同時にMA米、今我が国は四苦八苦をしながら
ミニマムアクセス米の輸入をいたしております。その中でも今回、この大綱の中に十五万トンを海外援助に回す、そういうことがはっきりと明記されております。そうしますと、MA米の十五万トン、これはもう輸入したんですから日本のお米ですね、日本に入っている、日本が管理しているお米だ、
政府が管理している。そして十万トン、合わせて二十五万トン、こういうことをはっきりと援助する、そういう表現をつくったことについて、道が開けて見えて、私は評価はします。

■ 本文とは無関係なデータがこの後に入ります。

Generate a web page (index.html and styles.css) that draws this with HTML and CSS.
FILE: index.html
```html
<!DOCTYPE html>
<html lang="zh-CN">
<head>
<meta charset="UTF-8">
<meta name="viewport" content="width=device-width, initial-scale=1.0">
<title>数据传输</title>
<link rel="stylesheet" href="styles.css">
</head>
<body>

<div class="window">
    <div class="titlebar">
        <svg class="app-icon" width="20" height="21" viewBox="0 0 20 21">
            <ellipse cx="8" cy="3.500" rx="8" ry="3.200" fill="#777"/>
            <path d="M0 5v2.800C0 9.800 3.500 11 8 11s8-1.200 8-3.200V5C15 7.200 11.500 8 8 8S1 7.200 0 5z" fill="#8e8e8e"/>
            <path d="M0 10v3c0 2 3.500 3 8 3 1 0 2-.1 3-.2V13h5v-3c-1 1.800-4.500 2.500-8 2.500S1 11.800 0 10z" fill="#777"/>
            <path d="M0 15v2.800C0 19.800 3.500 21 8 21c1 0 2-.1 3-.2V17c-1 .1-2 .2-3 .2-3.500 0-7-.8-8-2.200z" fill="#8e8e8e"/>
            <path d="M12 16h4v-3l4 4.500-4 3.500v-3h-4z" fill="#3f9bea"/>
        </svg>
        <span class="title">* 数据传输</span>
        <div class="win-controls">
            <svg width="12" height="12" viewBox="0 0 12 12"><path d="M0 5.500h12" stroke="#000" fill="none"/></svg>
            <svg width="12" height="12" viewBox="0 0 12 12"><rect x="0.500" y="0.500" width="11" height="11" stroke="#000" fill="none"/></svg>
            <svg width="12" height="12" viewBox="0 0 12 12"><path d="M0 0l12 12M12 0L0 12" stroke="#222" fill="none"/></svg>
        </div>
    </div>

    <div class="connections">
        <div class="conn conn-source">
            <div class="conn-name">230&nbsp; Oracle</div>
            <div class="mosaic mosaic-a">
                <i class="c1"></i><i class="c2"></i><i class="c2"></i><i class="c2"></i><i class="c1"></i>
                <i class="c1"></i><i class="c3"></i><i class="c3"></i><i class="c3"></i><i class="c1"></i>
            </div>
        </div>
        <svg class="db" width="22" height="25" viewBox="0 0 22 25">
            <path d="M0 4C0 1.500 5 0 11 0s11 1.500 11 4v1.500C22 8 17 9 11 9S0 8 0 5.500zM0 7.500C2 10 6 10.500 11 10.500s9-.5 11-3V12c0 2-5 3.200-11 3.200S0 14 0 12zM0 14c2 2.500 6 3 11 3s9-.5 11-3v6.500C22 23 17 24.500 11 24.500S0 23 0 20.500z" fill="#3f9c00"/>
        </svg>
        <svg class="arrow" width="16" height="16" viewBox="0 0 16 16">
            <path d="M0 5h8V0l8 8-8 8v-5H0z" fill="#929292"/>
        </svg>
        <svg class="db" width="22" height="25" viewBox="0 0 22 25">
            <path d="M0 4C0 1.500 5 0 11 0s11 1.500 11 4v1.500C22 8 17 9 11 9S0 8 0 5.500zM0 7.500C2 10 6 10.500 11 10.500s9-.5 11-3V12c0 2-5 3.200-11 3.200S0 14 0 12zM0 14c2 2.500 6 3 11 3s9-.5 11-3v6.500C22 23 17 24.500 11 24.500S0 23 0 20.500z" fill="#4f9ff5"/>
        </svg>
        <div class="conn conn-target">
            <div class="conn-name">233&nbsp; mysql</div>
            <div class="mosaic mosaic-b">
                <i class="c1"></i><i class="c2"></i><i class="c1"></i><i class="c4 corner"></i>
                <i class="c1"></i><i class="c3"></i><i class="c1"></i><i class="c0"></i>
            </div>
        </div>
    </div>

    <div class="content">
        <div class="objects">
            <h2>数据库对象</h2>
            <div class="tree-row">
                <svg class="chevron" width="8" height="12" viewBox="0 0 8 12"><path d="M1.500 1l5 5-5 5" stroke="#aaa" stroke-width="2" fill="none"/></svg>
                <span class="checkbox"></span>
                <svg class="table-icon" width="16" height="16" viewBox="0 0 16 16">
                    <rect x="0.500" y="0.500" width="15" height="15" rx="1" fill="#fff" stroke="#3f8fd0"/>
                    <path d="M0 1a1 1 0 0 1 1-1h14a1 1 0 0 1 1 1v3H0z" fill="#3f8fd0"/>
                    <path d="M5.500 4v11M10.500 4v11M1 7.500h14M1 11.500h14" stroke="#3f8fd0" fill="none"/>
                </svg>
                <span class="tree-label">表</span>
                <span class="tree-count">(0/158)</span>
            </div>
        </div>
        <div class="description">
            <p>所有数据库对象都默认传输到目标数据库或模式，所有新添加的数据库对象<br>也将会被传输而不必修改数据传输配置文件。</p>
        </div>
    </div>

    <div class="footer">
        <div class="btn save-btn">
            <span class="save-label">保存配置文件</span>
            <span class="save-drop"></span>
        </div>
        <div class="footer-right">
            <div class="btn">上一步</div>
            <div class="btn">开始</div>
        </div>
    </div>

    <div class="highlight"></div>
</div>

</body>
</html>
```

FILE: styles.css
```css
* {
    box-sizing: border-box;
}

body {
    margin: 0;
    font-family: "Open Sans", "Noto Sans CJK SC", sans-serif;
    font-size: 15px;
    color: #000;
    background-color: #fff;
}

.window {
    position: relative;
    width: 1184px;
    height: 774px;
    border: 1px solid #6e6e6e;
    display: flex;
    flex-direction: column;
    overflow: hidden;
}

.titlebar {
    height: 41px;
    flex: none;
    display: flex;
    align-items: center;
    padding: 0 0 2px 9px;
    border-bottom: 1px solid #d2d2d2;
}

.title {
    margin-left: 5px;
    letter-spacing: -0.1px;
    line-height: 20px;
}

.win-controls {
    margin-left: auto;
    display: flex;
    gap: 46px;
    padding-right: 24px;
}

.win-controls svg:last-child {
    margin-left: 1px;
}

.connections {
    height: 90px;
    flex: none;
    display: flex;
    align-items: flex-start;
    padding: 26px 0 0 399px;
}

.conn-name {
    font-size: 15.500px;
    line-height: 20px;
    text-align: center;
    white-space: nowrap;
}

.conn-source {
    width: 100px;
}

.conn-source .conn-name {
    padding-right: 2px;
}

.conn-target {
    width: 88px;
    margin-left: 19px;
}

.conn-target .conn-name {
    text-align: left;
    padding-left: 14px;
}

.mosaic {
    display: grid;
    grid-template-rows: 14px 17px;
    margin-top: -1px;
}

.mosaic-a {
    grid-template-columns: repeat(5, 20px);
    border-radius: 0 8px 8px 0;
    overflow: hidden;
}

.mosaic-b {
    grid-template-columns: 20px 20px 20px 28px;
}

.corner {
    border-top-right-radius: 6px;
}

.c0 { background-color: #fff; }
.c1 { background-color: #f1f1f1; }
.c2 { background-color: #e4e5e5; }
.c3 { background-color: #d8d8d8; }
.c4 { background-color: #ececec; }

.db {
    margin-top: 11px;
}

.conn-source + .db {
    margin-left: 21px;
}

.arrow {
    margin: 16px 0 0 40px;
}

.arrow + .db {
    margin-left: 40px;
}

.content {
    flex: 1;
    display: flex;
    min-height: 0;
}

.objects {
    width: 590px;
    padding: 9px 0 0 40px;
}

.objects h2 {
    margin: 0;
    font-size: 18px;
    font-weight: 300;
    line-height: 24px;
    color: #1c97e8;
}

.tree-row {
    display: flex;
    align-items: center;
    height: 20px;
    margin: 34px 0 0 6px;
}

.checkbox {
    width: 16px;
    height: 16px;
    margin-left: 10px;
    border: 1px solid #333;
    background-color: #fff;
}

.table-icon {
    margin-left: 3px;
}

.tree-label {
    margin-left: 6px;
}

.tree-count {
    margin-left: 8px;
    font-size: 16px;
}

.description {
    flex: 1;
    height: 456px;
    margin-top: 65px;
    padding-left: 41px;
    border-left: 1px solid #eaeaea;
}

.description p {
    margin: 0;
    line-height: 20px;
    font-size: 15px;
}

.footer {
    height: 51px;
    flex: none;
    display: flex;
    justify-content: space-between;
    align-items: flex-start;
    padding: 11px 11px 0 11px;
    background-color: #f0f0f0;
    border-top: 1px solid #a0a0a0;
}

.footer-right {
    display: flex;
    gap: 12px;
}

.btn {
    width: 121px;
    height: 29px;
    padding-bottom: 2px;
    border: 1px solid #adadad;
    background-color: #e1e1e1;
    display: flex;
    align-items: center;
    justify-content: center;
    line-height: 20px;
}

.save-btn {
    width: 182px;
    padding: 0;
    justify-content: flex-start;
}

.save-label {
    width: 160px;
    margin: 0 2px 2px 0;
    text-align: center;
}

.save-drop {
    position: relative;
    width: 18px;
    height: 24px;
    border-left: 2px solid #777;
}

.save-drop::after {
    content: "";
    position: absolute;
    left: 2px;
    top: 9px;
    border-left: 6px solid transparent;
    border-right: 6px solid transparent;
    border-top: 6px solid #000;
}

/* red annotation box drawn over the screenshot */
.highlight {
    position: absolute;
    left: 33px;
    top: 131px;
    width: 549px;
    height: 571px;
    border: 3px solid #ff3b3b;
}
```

しかし、まだゼロが足りない。こんな規模でなくて、もっと量をふやして、我が国はその
状況に備える。かつてアメリカは、今から二十数年前にケネディ・ラウンドで、小麦を
中心にした飢餓、栄養不良の国に対する援助の義務を先進国は負うという取り決めをしましたね。我が国はあの前回のウルグアイ・ラウンドで、苦渋の選択でお米の部分自由化を受け入れざるを得なかった。しかも
政府は昨年、さらにそれを進めて完全自由化の道を開いた。ならば、次のWTOでは、もうアメリカを初め国際舞台で何ら憶することなく、何ら引け目を持つことなく、堂々と渡り合って我が国の主張を展開できると思うのであります。
単に
お金でこそく的に回すのではなくて、堂々と、我が国が持っているものを戦略として、米を
中心にした援助体制をしっかりつくっていく。このことは、農水省とか外務省のODAとかではなくて、
政府全体としてこういうスキームをつくっていくことが、ひいては二十一世紀、人口の爆発的な増大に向かって、一説によると、二〇五〇年には百億の世界人口ですか、また、砂漠化の増大によって、間違いなく二十一世紀は食糧不足の時代が到来します。そのときに、幸いに春夏秋冬という良好な気象条件、地理条件を持った我が国が、先人がつくった
水田というものをしっかり有効活用する
意味においても、こういうスキームをつくっていけば、
水田も有効に活用できるし、そして同時に、国内の
消費者に対するニーズにもこたえられる、また、今進めている麦、
大豆対策にもつなげていける、私はこういう考えを持っています。
私なりの話が少し長くなりましたが、こんな
意味において、今
大臣にお聞きしたいことは、この十七万トンという数字が出ましたが、ここはひとつ
大臣に、えさ米ということについて、私が今申し上げたことを含めながら、どう考えておられるのか、そこのところを、今後の方向に向かってお考えをお聞きしたいと思います。